In 2003, Gabarra led the Freedom to a second consecutive WUSA championship game. This time it won, defeating the Atlanta Beat 2–1 in overtime. That was the last year for the WUSA, as it folded due to financial difficulties. When the WUSA folded, the Freedom recreated itself as an independent soccer club, the Freedom Soccer Club. Gabarra remained on as its head coach despite briefly coaching the San Diego Spirit during a tournament in 2004. In 2007, Gabarra coached the Freedom's W-League franchise to the W-League championship and was one of three finalists for W-League Coach of the Year.

When the Freedom returned to professional soccer in 2009 as part of the new Women's Professional Soccer league, Gabarra continued as head coach. The team made the playoffs both that year and in 2010; however, the team suffered a 10-game winless streak in the latter. After losing the first-round playoff game (as happened in 2009 as well), Gabarra resigned, citing "irreconcilable differences" with team management.

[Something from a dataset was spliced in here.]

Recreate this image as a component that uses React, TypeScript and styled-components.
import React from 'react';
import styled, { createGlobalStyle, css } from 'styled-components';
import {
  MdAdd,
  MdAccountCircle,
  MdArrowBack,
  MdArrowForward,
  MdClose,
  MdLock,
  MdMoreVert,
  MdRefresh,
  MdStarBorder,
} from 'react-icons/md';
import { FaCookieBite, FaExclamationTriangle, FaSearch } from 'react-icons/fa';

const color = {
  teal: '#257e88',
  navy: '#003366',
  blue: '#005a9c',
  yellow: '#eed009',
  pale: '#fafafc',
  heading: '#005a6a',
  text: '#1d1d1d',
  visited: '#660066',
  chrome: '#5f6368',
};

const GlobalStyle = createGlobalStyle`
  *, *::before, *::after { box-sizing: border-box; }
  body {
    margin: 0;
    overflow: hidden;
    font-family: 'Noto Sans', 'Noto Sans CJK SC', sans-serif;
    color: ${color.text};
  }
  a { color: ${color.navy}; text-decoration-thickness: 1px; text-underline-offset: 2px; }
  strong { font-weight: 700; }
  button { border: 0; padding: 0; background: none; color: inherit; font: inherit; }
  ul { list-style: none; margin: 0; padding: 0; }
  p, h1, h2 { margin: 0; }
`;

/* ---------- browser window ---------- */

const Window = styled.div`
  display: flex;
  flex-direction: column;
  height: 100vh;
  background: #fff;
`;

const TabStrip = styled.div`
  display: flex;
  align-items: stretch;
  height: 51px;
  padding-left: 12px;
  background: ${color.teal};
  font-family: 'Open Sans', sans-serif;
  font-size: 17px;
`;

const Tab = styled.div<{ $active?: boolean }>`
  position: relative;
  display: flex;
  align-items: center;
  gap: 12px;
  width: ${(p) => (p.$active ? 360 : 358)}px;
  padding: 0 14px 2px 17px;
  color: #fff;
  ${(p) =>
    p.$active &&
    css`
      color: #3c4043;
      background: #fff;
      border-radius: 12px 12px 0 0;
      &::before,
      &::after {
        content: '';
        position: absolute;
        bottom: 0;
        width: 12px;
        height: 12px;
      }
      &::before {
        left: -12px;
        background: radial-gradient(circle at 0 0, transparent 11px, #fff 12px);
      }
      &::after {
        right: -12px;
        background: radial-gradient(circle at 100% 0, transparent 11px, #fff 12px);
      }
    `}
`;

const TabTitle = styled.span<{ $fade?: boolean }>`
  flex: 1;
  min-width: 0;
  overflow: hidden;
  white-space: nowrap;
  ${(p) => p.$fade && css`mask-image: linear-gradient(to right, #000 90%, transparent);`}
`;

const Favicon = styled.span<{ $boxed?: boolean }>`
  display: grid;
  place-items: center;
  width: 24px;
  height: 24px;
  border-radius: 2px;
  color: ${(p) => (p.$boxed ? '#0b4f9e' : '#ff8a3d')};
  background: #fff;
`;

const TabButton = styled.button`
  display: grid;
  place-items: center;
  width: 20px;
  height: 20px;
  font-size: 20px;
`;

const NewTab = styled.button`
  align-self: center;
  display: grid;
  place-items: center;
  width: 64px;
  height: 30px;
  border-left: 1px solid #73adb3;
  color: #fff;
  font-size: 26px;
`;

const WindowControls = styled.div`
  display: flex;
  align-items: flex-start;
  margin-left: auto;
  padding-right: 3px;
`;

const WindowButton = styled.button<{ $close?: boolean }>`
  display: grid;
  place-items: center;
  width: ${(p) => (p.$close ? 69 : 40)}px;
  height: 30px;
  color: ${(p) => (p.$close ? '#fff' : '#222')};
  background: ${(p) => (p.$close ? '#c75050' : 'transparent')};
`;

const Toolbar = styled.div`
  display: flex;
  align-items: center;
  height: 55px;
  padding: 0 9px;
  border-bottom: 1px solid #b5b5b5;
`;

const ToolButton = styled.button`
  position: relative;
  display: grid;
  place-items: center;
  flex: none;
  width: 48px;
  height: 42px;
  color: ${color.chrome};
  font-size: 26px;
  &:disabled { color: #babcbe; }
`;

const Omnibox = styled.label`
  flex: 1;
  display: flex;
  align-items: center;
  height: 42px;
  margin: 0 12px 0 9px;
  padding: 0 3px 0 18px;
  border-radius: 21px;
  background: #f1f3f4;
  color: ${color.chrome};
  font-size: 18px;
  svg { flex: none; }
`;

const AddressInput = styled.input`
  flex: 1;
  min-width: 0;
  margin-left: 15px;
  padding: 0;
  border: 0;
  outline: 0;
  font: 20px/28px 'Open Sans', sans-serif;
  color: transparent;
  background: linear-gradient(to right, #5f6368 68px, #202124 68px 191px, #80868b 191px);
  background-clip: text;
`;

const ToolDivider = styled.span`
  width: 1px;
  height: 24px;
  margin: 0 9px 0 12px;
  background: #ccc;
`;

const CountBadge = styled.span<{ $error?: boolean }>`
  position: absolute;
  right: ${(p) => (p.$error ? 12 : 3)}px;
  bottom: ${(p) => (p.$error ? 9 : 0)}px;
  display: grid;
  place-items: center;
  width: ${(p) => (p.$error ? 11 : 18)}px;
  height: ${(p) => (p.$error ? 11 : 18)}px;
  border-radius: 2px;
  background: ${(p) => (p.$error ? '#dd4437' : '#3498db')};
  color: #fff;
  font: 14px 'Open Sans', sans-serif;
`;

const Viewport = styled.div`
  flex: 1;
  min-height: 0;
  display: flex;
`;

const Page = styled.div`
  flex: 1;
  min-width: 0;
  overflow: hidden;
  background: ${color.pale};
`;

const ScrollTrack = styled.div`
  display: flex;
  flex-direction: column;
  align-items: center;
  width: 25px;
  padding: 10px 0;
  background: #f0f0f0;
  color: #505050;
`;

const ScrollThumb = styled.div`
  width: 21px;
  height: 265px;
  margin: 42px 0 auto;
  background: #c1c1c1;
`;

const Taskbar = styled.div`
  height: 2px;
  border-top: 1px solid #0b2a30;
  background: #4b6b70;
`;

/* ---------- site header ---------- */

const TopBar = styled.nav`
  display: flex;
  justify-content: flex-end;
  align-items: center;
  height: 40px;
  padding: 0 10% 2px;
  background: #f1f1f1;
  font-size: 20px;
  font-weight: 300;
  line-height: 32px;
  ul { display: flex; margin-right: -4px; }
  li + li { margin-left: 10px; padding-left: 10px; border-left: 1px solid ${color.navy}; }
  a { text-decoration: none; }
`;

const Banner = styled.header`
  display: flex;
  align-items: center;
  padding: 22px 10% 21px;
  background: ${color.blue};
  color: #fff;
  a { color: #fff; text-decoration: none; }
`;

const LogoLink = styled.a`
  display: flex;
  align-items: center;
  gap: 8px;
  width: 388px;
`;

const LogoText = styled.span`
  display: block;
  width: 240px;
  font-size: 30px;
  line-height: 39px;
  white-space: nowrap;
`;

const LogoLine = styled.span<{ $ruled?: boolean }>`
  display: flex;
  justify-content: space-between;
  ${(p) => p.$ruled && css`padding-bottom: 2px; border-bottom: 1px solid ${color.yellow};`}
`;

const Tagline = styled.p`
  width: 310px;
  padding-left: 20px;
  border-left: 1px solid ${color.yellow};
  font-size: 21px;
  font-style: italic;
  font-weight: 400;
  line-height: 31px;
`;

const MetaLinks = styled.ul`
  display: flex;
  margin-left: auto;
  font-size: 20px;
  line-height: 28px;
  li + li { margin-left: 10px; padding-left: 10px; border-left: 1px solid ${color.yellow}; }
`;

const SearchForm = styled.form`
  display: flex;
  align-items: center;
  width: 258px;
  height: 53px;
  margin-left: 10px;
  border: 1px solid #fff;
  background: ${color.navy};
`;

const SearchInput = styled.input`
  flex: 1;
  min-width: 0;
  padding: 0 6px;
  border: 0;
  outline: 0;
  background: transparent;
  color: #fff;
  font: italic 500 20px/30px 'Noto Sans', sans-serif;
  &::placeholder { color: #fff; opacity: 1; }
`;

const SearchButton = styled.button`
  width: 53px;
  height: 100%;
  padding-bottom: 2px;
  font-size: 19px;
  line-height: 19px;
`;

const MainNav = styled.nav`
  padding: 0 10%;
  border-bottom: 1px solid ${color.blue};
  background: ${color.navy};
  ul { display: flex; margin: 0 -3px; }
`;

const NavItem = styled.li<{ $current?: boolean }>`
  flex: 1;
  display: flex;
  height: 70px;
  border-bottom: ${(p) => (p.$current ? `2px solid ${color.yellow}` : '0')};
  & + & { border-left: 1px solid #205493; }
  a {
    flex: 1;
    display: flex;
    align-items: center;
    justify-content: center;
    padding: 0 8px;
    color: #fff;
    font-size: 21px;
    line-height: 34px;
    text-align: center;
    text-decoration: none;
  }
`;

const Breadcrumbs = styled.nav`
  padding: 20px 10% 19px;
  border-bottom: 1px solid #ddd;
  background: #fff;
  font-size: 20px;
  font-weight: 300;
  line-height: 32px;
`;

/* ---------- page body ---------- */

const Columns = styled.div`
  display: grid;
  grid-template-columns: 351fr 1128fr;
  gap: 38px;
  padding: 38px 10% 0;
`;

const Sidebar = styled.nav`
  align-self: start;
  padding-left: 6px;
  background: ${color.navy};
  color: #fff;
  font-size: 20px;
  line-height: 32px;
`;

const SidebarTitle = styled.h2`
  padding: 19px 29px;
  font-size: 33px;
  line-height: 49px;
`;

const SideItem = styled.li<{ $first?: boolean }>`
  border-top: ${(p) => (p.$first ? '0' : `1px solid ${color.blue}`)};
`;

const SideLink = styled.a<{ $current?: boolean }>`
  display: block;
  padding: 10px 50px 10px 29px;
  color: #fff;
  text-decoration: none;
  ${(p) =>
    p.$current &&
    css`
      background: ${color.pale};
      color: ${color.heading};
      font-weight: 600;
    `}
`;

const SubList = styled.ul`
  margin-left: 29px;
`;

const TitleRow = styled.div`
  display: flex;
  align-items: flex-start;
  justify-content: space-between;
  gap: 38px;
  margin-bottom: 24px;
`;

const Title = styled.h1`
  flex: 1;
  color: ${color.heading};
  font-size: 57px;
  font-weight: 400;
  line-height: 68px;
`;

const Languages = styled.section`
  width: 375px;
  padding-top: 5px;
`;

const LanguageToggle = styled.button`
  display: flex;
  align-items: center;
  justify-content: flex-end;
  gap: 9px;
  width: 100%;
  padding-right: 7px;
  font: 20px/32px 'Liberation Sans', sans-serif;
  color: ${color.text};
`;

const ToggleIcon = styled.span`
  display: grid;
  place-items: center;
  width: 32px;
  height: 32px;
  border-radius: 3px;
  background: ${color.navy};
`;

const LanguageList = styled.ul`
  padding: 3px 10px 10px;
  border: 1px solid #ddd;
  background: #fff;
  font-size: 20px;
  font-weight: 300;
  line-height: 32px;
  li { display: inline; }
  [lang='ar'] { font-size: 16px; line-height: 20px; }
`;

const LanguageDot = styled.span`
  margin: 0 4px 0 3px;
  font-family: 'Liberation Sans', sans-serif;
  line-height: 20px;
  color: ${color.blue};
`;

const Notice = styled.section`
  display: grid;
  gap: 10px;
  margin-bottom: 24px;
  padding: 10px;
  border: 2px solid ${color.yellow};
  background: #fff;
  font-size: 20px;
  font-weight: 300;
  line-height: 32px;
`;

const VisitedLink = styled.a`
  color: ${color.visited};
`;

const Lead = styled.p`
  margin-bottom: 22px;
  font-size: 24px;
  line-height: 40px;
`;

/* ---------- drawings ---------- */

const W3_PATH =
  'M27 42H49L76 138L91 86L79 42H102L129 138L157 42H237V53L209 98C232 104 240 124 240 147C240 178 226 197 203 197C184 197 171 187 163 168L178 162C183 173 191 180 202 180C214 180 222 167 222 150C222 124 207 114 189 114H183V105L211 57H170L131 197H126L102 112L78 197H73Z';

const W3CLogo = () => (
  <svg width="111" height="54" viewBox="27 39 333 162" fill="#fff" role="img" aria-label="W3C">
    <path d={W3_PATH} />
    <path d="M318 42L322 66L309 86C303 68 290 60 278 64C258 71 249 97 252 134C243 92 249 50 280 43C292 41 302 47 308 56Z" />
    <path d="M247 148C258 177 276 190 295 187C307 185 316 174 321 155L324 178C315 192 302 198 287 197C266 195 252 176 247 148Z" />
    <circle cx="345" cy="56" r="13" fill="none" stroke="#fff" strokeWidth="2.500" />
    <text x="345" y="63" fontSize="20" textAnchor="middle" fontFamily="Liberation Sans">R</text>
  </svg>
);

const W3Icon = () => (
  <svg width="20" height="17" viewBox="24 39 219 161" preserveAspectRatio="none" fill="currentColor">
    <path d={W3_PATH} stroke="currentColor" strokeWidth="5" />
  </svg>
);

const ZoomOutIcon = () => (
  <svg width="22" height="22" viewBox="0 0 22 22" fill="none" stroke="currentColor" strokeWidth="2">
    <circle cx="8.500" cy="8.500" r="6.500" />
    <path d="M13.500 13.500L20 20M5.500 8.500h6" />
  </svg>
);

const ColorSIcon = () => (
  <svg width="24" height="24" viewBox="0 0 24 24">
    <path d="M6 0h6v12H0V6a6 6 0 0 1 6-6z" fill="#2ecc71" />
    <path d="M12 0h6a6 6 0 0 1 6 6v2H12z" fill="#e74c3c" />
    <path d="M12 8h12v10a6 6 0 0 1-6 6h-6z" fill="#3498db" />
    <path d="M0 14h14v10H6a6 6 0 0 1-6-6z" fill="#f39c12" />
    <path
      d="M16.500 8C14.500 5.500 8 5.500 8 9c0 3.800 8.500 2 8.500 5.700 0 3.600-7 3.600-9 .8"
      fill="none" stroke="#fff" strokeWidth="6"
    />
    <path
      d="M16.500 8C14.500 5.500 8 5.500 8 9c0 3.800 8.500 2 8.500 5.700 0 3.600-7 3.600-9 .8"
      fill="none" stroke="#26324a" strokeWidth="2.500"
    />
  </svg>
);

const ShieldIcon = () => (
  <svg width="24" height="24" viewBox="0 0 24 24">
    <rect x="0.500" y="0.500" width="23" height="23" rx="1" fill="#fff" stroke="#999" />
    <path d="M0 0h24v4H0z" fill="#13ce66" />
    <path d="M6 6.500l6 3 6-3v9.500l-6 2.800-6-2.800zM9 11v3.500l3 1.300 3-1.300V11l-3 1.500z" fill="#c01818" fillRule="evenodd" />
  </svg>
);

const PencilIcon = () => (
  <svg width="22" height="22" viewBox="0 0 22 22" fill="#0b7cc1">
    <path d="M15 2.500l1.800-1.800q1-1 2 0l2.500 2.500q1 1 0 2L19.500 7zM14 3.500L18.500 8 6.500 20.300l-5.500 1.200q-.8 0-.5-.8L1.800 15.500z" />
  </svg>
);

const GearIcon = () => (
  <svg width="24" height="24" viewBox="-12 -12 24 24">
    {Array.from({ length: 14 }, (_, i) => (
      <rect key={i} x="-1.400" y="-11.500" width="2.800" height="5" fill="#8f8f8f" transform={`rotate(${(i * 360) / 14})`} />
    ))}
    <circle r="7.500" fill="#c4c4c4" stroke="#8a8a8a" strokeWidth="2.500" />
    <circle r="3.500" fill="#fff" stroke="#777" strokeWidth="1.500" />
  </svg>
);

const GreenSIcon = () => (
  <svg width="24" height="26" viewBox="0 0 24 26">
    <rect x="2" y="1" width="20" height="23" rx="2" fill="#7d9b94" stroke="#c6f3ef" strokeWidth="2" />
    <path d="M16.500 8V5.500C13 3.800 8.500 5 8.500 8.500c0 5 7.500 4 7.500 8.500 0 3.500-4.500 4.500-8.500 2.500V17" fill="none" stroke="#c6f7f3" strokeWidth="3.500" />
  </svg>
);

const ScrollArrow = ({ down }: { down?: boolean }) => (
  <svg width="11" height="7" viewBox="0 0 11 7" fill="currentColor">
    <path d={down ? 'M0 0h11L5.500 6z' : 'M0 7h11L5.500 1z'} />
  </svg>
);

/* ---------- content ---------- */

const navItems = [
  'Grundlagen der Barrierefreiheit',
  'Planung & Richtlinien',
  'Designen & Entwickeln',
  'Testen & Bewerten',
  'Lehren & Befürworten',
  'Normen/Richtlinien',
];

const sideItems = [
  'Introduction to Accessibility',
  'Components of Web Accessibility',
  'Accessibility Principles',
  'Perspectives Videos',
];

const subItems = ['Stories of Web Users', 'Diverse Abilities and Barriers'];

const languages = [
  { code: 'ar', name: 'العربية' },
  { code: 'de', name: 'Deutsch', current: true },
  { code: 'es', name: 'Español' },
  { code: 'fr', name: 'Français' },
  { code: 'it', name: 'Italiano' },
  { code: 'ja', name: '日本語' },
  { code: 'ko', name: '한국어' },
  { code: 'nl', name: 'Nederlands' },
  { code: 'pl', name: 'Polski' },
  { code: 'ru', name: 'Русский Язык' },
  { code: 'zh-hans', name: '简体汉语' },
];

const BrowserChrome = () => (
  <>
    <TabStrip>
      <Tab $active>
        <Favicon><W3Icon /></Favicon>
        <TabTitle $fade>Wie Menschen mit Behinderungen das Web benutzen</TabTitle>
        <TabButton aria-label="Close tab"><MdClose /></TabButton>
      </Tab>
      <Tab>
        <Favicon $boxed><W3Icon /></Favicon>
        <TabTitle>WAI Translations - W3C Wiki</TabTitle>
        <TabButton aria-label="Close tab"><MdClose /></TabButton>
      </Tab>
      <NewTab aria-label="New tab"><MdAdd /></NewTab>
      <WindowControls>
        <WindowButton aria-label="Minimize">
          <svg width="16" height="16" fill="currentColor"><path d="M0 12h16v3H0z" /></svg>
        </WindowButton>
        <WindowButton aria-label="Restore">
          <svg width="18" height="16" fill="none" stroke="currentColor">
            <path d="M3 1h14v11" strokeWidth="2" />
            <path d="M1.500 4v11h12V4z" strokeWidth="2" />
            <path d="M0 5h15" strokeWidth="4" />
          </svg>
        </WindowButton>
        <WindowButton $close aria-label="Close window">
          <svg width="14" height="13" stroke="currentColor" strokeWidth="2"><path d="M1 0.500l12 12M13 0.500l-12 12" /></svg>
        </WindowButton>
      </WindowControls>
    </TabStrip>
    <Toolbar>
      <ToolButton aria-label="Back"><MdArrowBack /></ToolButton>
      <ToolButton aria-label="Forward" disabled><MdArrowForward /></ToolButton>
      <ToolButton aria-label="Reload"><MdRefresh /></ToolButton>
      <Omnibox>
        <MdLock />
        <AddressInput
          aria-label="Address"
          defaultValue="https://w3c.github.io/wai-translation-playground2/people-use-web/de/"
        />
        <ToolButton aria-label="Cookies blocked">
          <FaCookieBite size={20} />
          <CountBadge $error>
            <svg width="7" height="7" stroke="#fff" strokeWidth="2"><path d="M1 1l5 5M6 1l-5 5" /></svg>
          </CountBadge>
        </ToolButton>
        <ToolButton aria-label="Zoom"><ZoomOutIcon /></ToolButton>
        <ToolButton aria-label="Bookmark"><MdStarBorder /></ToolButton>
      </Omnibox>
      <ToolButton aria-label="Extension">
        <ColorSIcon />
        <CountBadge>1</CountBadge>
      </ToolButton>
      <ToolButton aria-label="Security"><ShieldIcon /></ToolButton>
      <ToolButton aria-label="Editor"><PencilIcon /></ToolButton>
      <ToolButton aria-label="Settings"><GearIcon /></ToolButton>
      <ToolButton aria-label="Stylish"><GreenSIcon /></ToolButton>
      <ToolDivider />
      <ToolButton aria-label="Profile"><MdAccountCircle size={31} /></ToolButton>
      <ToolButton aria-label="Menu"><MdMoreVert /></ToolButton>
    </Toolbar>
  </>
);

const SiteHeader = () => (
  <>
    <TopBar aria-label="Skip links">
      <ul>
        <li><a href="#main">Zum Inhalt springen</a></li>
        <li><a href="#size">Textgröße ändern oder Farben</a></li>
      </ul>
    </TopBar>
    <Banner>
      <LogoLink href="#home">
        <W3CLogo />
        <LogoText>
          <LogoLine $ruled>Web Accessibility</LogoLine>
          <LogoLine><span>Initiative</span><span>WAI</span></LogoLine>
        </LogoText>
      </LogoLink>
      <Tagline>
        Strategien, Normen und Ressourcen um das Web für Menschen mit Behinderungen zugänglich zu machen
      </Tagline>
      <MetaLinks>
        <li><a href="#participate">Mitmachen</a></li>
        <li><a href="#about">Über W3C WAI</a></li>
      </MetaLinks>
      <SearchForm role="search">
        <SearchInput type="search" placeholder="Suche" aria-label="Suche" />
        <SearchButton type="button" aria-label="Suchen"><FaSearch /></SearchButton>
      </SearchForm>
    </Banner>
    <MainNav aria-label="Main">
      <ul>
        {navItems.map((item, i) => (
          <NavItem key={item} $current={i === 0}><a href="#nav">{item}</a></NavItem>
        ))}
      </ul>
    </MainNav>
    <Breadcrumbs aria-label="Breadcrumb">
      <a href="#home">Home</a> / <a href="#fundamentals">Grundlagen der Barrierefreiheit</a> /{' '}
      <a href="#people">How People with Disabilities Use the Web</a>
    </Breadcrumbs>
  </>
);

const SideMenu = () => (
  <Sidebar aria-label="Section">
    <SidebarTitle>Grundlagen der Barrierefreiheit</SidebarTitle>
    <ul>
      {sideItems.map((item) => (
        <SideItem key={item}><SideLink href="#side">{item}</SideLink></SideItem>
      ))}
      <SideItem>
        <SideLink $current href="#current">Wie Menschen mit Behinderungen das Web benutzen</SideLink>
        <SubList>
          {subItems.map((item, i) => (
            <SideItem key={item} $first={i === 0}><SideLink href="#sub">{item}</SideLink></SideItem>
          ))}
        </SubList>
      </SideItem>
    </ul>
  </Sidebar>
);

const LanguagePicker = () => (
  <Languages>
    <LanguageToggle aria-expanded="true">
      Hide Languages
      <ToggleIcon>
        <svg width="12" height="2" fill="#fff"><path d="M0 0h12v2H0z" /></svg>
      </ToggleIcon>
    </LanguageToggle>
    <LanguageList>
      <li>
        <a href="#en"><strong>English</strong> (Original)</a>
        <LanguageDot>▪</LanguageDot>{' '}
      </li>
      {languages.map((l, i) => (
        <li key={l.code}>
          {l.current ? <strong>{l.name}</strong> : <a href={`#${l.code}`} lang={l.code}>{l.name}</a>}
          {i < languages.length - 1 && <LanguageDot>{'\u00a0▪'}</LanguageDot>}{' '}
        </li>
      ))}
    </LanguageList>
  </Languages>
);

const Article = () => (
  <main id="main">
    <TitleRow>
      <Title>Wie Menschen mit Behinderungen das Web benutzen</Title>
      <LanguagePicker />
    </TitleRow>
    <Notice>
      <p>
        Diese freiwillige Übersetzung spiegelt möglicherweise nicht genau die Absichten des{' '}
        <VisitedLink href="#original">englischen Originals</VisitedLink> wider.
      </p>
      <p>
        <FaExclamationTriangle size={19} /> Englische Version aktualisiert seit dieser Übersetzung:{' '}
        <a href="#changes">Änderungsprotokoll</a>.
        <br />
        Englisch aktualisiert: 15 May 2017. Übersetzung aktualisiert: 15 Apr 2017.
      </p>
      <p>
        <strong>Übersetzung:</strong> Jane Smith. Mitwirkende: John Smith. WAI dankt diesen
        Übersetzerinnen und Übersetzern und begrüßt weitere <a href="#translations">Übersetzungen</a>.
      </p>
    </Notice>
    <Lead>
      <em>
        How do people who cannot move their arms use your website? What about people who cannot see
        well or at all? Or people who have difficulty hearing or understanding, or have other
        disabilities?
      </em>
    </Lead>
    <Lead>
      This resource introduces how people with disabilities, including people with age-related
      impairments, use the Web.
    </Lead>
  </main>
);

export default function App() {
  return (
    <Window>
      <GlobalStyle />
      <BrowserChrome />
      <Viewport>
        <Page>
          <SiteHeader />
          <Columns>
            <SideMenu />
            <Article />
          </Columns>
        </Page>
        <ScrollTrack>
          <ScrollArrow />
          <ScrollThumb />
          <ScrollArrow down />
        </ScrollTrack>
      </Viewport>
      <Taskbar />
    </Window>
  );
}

Gabarra signed with Sky Blue FC in 2011. After the WPS folded, Gabarra coached the New Jersey Wildcats of the W-League for the 2012 season. Gabarra returned to coach Sky Blue FC in 2013 as part of the National Women's Soccer League, where he led the team to the playoffs in their first year in the new league but did not return under his tenure. He left in October 2015 to become the general manager and head coach of the Washington Spirit

In his first year in those roles with the Spirit, the team hosted a home playoff match, won a playoff game, and advanced to the NWSL Championship for the first times in club history. The Spirit drew the Western New York Flash in regulation and extra periods before losing 4–3 in penalty kicks.

==Personal life==
Gabarra is husband of the former women's soccer player Carin Jennings-Gabarra, and the father of the soccer player Tyler Gabarra. Gabarra is of Polish descent with roots in Wisła.